15. The CSI transmission method according to claim 8, wherein a first time domain resource overlaps partially with a second time domain resource, the first time domain resource is a time domain resource used by the UE to transmit the CSI to the base station, and the second time domain resource is a time domain resource used by the UE to transmit a scheduling request (SR) to the base station; and

the short PUCCH comprises the CSI and the SR which are jointly encoded.

16. The CSI transmission method according to claim 8, wherein a first time domain resource overlaps partially with a third time domain resource, the first time domain resource is a time domain resource used by the UE to transmit the CSI to the base station, the third time domain resource is a time domain resource used by the UE to transmit uplink data to the base station, and the method further comprises:

discarding the uplink data.

17. The CSI transmission method according to claim 8, wherein

the CSI is aperiodic CSI transmitted by the UE to the base station.

18.-32. (canceled)

33. A base station, comprising a processor, a storage, and a computer program stored in the storage and configured to be executed by the processor, wherein the processor is configured to execute the computer program to implement the steps in the channel state information (CSI) transmission method according to claim 1.

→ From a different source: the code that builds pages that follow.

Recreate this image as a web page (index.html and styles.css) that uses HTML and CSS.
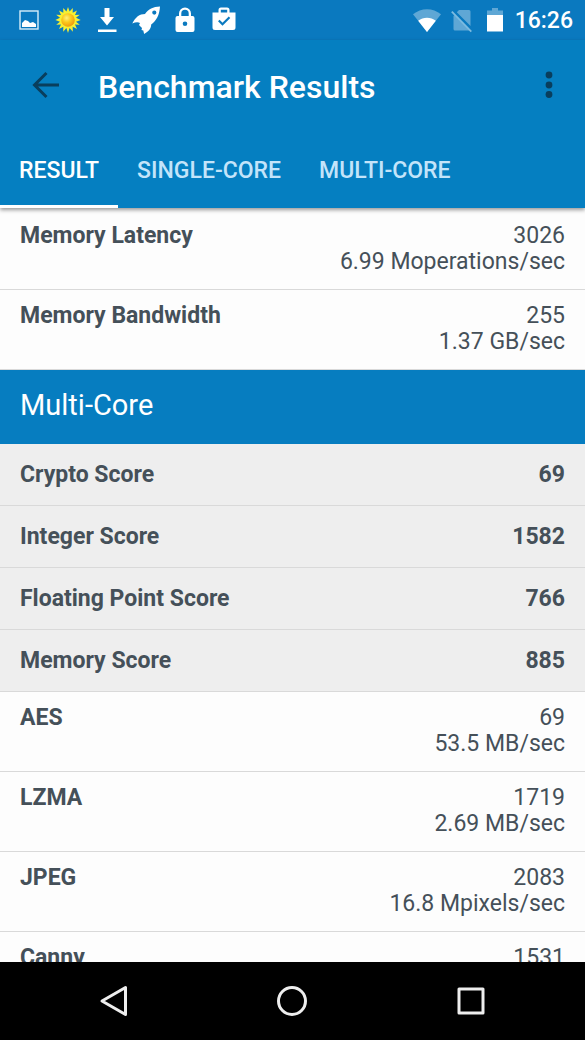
FILE: index.html
```html
<!DOCTYPE html>
<html lang="en">
<head>
    <meta charset="UTF-8">
    <meta name="viewport" content="width=device-width, initial-scale=1.0">
    <title>Benchmark Results</title>
    <link rel="stylesheet" href="styles.css">
</head>
<body>
    <div class="status-bar">
        <div class="notifications">
            <svg class="status-icon" viewBox="0 0 28 28">
                <rect x="5" y="5" width="18" height="18" fill="none" stroke="#d8eefa" stroke-width="1.4"/>
                <path d="M7 21v-4l3-3 3 1 2 2 3-1 3 2v3z" fill="#fff"/>
            </svg>
            <svg class="status-icon" viewBox="0 0 28 28">
                <defs>
                    <radialGradient id="sun" cx="0.4" cy="0.35" r="0.65">
                        <stop offset="0" stop-color="#fff27a"/>
                        <stop offset="0.5" stop-color="#fbc91c"/>
                        <stop offset="1" stop-color="#ef9a10"/>
                    </radialGradient>
                </defs>
                <path d="M14 1l1.600 4.600L18.800 2l-.1 4.800L23 4.600l-2 4.500 4.800-.3-3.800 3L26.700 14l-4.700 1.800 3.800 3-4.800-.3 2 4.500-4.300-2.200.1 4.900-3.200-3.600L14 27l-1.600-4.900L9.200 25.700l.1-4.900L5 23l2-4.500-4.800.3 3.800-3L1.300 14 6 11.800l-3.800-3 4.800.3L5 4.600l4.300 2.200L9.200 2l3.200 3.600z" fill="#f6f032"/>
                <circle cx="14" cy="14" r="6.800" fill="url(#sun)"/>
            </svg>
            <svg class="status-icon" viewBox="0 0 28 28" fill="#fff">
                <path d="M11.500 2h5v9H21l-7 8.500L7 11h4.500zM5 23.500h18.500V26H5z"/>
            </svg>
            <svg class="status-icon" viewBox="0 0 28 28" fill="#fff">
                <path fill-rule="evenodd" d="M28 .5c-7 .2-11.500 2.500-15 7.500C7.500 8 3.500 11 .3 17.500c3-1.300 5.700-1.700 7.700-.5l-1 2 3 3-.5 2 1.800.6.8 3.400c4.500-2.500 6.900-5 7.100-9.500C24.500 14.500 27.500 9 28 .5zM22.300 4.500a2.100 2.100 0 1 1 0 4.200 2.100 2.100 0 0 1 0-4.200z"/>
            </svg>
            <svg class="status-icon" viewBox="0 0 28 28" fill="#fff">
                <path fill-rule="evenodd" d="M6.500 10H8V7.500a6 6 0 0 1 12 0V10h1.500a2 2 0 0 1 2 2v12a2 2 0 0 1-2 2h-15a2 2 0 0 1-2-2V12a2 2 0 0 1 2-2zm3.800 0h7.400V7.500a3.700 3.700 0 0 0-7.400 0zM14 15.500a2.300 2.300 0 1 0 0 4.600 2.300 2.300 0 0 0 0-4.600z"/>
            </svg>
            <svg class="status-icon" viewBox="0 0 28 28">
                <path fill="#fff" fill-rule="evenodd" d="M2.500 6.500h6V4a2.500 2.500 0 0 1 2.500-2.500h6A2.500 2.500 0 0 1 19.500 4v2.500h6V21.500a2.500 2.500 0 0 1-2.500 2.500H5a2.500 2.500 0 0 1-2.500-2.500zm8.300 0h6.400V3.800h-6.400z"/>
                <path d="M8.800 14.500l3.700 3.700 7-7" fill="none" stroke="#0a79bf" stroke-width="2.200"/>
            </svg>
        </div>
        <div class="system">
            <svg class="status-icon" viewBox="0 0 28 28">
                <path d="M14 26L0 8.300C8 1.400 20 1.400 28 8.300z" fill="#fff" fill-opacity="0.35"/>
                <path d="M14 26L5.200 14.800c5-4.200 12.600-4.200 17.600 0z" fill="#fff"/>
            </svg>
            <svg class="status-icon" viewBox="0 0 28 28">
                <path d="M12 4h10a1.500 1.500 0 0 1 1.500 1.500V20L9.800 6.300zM7.500 9L23 24.500H8A1.500 1.500 0 0 1 6.500 23V10z" fill="#fff" fill-opacity="0.35"/>
                <path d="M4.800 5.600l19.500 20" stroke="#7dbbe0" stroke-width="1.800"/>
            </svg>
            <svg class="status-icon" viewBox="0 0 28 28">
                <path d="M6 9V4.500h5V2h6v2.500h5V9z" fill="#fff" fill-opacity="0.35"/>
                <path d="M6 9h16v16.500H6z" fill="#fff"/>
            </svg>
            <span class="clock">16:26</span>
        </div>
    </div>

    <header class="app-bar">
        <div class="toolbar">
            <button type="button" class="icon-button" aria-label="Back">
                <svg class="toolbar-icon" viewBox="0 0 40 40" fill="none" stroke="#093e5d" stroke-width="3">
                    <path d="M33 19H9M20.500 7L8.500 19l12 12"/>
                </svg>
            </button>
            <h1>Benchmark Results</h1>
            <button type="button" class="icon-button" aria-label="More options">
                <svg class="toolbar-icon" viewBox="0 0 40 40" fill="#093e5d">
                    <circle cx="20" cy="9" r="3.400"/>
                    <circle cx="20" cy="19" r="3.400"/>
                    <circle cx="20" cy="28.500" r="3.400"/>
                </svg>
            </button>
        </div>
        <nav class="tabs">
            <a href="#result" class="tab active">RESULT</a>
            <a href="#single-core" class="tab">SINGLE-CORE</a>
            <a href="#multi-core" class="tab">MULTI-CORE</a>
        </nav>
    </header>

    <main class="results" id="result">
        <table class="tests">
            <tr>
                <th scope="row">Memory Latency</th>
                <td>3026<br>6.99 Moperations/sec</td>
            </tr>
            <tr>
                <th scope="row">Memory Bandwidth</th>
                <td>255<br>1.37 GB/sec</td>
            </tr>
        </table>

        <h2>Multi-Core</h2>

        <table class="scores">
            <tr>
                <th scope="row">Crypto Score</th>
                <td>69</td>
            </tr>
            <tr>
                <th scope="row">Integer Score</th>
                <td>1582</td>
            </tr>
            <tr>
                <th scope="row">Floating Point Score</th>
                <td>766</td>
            </tr>
            <tr>
                <th scope="row">Memory Score</th>
                <td>885</td>
            </tr>
        </table>

        <table class="tests">
            <tr>
                <th scope="row">AES</th>
                <td>69<br>53.5 MB/sec</td>
            </tr>
            <tr>
                <th scope="row">LZMA</th>
                <td>1719<br>2.69 MB/sec</td>
            </tr>
            <tr>
                <th scope="row">JPEG</th>
                <td>2083<br>16.8 Mpixels/sec</td>
            </tr>
            <tr>
                <th scope="row">Canny</th>
                <td>1531</td>
            </tr>
        </table>
    </main>

    <div class="nav-bar">
        <button type="button" class="nav-button" aria-label="Back">
            <svg class="nav-icon" viewBox="0 0 36 36">
                <path d="M29.500 4.500v27L6 18z"/>
            </svg>
        </button>
        <button type="button" class="nav-button" aria-label="Home">
            <svg class="nav-icon" viewBox="0 0 36 36">
                <circle cx="18" cy="18" r="13.500"/>
            </svg>
        </button>
        <button type="button" class="nav-button" aria-label="Recent apps">
            <svg class="nav-icon" viewBox="0 0 36 36">
                <rect x="6" y="6" width="24" height="24"/>
            </svg>
        </button>
    </div>
</body>
</html>
```

FILE: styles.css
```css
* {
    box-sizing: border-box;
}
body {
    margin: 0;
    height: 100vh;
    display: flex;
    flex-direction: column;
    overflow: hidden;
    font-family: Roboto, sans-serif;
    font-size: 23px;
    line-height: 26px;
    color: #455059;
    background-color: #fdfdfd;
}
button {
    padding: 0;
    border: none;
    background: none;
    cursor: pointer;
}
svg {
    display: block;
}

/* Status bar */
.status-bar {
    display: flex;
    justify-content: space-between;
    flex-shrink: 0;
    height: 40px;
    padding: 0 12px 0 15px;
    background-color: #0a79bf;
}
.notifications, .system {
    display: flex;
    align-items: center;
}
.notifications {
    gap: 11px;
}
.system {
    gap: 6px;
}
.status-icon {
    width: 28px;
    height: 28px;
}
.clock {
    padding-top: 2px;
    font-size: 23px;
    font-weight: 500;
    color: #fff;
}

/* App bar */
.app-bar {
    position: relative;
    z-index: 1;
    flex-shrink: 0;
    background-color: #057fc1;
    box-shadow: 0 2px 4px rgba(0, 0, 0, 0.4);
}
.toolbar {
    display: flex;
    align-items: center;
    height: 92px;
    padding: 0 16px 0 26px;
}
.toolbar-icon {
    width: 40px;
    height: 40px;
}
h1 {
    flex: 1;
    margin: 0 0 0 32px;
    padding-top: 2px;
    font-size: 32px;
    line-height: 40px;
    font-weight: 500;
    color: #fff;
}
.tabs {
    display: flex;
    height: 76px;
}
.tab {
    display: flex;
    align-items: center;
    padding: 4px 19px 0;
    border-bottom: 3px solid transparent;
    font-weight: 500;
    color: #c3e4fa;
    text-decoration: none;
}
.tab.active {
    color: #fff;
    border-bottom-color: #fff;
}

/* Results list */
.results {
    flex: 1;
    min-height: 0;
    padding-top: 2px;
    overflow: hidden;
}
h2 {
    margin: 0;
    padding: 15px 20px 19px;
    font-size: 29px;
    line-height: 40px;
    font-weight: 400;
    color: #fff;
    background-color: #067dc0;
}
table {
    width: 100%;
    border-spacing: 0;
}
th, td {
    border-bottom: 1px solid #d9d9d9;
    vertical-align: top;
}
th {
    text-align: left;
    font-weight: 700;
}
td {
    text-align: right;
}
.tests th, .tests td {
    padding: 13px 20px 14px;
}
.scores {
    background-color: #eee;
}
.scores th, .scores td {
    padding: 18px 20px 17px;
    font-weight: 700;
}

/* Navigation bar */
.nav-bar {
    display: grid;
    grid-template-columns: repeat(3, 1fr);
    flex-shrink: 0;
    height: 78px;
    padding: 0 25px;
    background-color: #000;
}
.nav-button {
    display: flex;
    align-items: center;
    justify-content: center;
}
.nav-icon {
    width: 36px;
    height: 36px;
    fill: none;
    stroke: #eee;
    stroke-width: 3;
    stroke-linejoin: round;
}
```
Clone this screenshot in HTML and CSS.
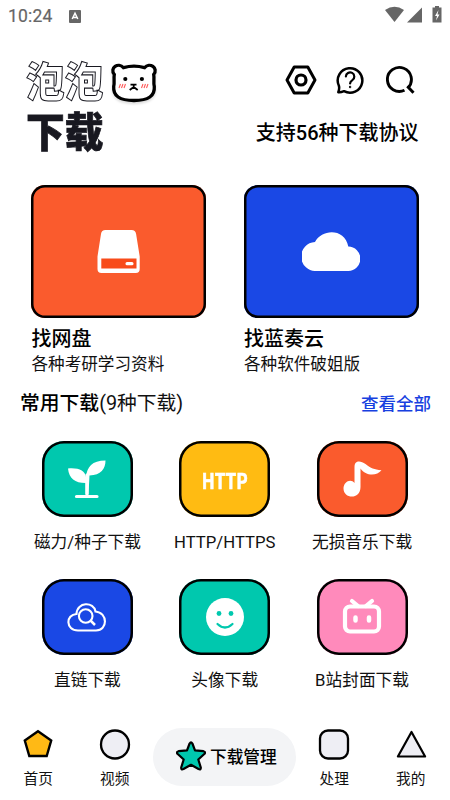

34. User equipment (UE), comprising a processor, a storage, and a computer program stored in the storage and configured to be executed by the processor, wherein the processor is configured to execute the computer program to implement the steps in the channel state information (CSI) transmission method according to claim 8.

35. A computer-readable storage medium storing therein a computer program, wherein the computer program is configured to be executed by a processor to implement the steps in the channel state information (CSI) transmission method according to claim 8.